François Valéro participe également à des travaux exceptionnels dans Alger. Il collabore notamment à la mise en place des blocs de pierres destinés au Monument aux morts à la mémoire des Algérois morts pendant la guerre, en cours de construction, boulevard Laferrière, qui sera ensuite sculpté par Paul Landowski.

Les travaux ont commencé le 16 août 1927, et la dernière pierre a été placée le 8 octobre.

Voici des extraits d'un long article de L'Écho d'Alger du 9 octobre 1927 intitulé :

« Le Monument aux Morts d'Alger ». On a posé hier matin la dernière pierre.

L'attention de chacun a été particulièrement retenue par la superposition des énormes blocs de pierre placés jusqu'à une hauteur de douze mètres suivant les données de la maquette acceptée par le Comité spécialement désigné.

Ces travaux de montage d'un intérêt captivant par la façon dont ils ont été effectués par les soins de l'entrepreneur, M. Marcelin Grégori, ont commencé le 16 août dernier et la dernière pierre a pu être placée hier matin au sommet du monument, en présence de MM. Raffi, maire d'Alger ; Laffont, adjoint au maire ; Luciani, conseiller municipal ; Charras, secrétaire particulier du maire.

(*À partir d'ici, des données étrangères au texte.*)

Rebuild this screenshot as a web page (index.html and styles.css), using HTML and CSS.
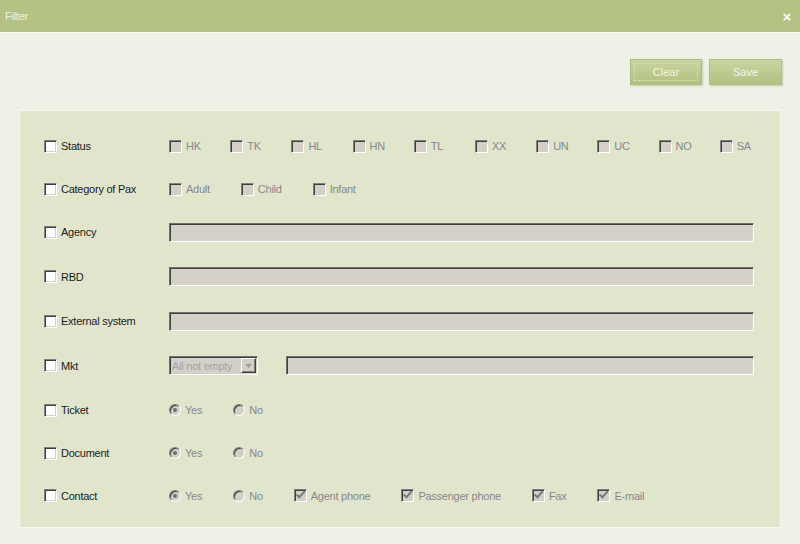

Mais disons-le de suite, si cet important travail présentant de réelles difficultés a pu être exécuté en si peu de temps, c'est que l'entrepreneur avait fait appel à l'excellente collaboration et à l'initiative de son beau-frère, l'acconier bien connu des services maritimes, M. François Valéro.

Par son expérience des choses d'arrimage et d'élévation des poids lourds, M. Valéro a pu au moyen d'un dispositif ingénieux et spécial, de son invention, se composant d'une simple chèvre à tête sans traverse de 18 mètres de hauteur et de 9 mètres d'ouverture au pied, accomplir un véritable tour de force.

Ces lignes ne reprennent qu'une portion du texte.